Paule launched Financial Index Australia (now called Findex) with the aim of bringing lawyers, accountants and financial advisers together under one roof. The business enjoyed reasonable organic growth in its early years. But it’s been the 45 acquisitions undertaken since 2000 that’s turned Paule’s enterprise into one of Australia’s biggest business success stories.
“From around the mid-90s we put a lot of focus on creating systems,” Paule says. “Then we brought in digital developers. They created databases and processes for things such as workflow and document management. Once standardisation guaranteed consistent quality that freed us up to get new clients. Not one by one but hundreds at a time by buying businesses where the owners were looking to exit the industry. That strategy allowed us to establish the largest accountancy footprint in Australasia.”
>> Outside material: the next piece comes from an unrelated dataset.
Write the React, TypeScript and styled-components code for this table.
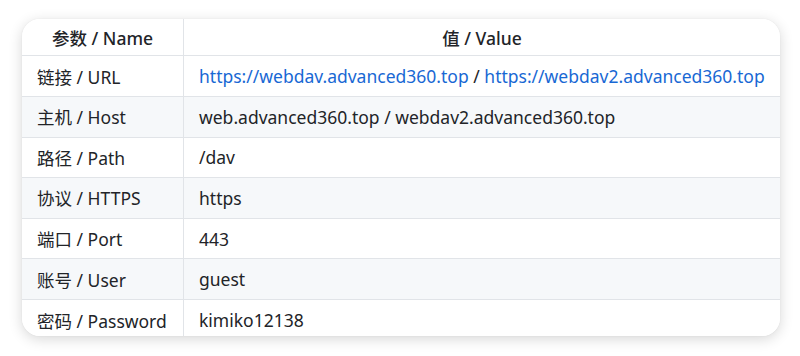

Over the past 15 years, Paule acquired Crowe Horwath Australasia, Centric Wealth, Prescott Securities, CIVIC Financial Planning, MBP Advisory, MOVO, Analysis-One and Pinnacle Same Day Tax Refunds.
So what does one of the world’s most acquisitive CEO’s regard as a good buy? “Culture is important; you want a place that holds onto good talent and where clients feel well looked after,” he says. “But the only real measuring stick is whether it’s going to provide a good return to our shareholders and stakeholders. The business either has to be making money already or have the potential to make money.”
Paule has had more experience than most in navigating integration challenges. The secret, he says, is mutual respect. “The acquirer needs to realise they are buying the company for a reason beyond scaling up,” he says. “There is always some know-how or talent that the company being acquired possesses. Conversely, the company being acquired needs to understand the acquirer has had some success on its journey. If both parties accept that they don’t know everything and try to understand the way the other goes about doing business, then that’s a good starting point.”
It was that philosophy that informed a major restructure and rebrand Paule announced in late 2015. The group was rebranded as Findex. While the companies Findex owned retained their distinct brands, “Part of Findex” was positioned next to each of their logos as part of an endorsed model. And all the businesses in their group, regardless of their specialty, began offering a wide range of financial services.
“We didn’t want to mix all the brands into one master brand,” Paule explains. “People have developed trust for those brands so why destroy that trust? But by making it clear that those brands are part of the Findex group we reassure clients there’s a big organisation standing behind the individual businesses; one able to provide the best products, competitive pricing and high-quality service. And we allow the adviser who a client trusts to introduce them to all the financial services Findex can provide.”
Findex has been a customer of NAB for the past six years, initially as a client in the specialist professional services banking unit and shifting over to NAB’s Institutional Bank as the business grew through acquisitions.
“We were first referred to Findex because of our specialisation for professional service firms in the business bank. Our approach has always been to support their growth strategy including providing product and ideas for them and their clients,” says Robert Wildig, Director, Client Coverage – Funds, Global Institutional Banking at NAB.
So what advice does Paule have for others looking to grow their business through acquisitions?
“Do best, middle and worst-case scenarios. If you’re not still going to be satisfied with the outcome even should a worst-case scenario play out, then don’t do it. Also, if you do go ahead with the purchase, have a Plan B and Plan C prepared because things never go according to plan.”
While counseling caution about acquisitions, Paule is enthusiastic about encouraging obscene ambitions. “Launching a business takes money, patience and vision,” he says. “It’s always fraught with danger. But digitisation has made it easier for entrepreneurs to chase their dreams and I’d urge them to do that. That’s what drives innovation and evolution.”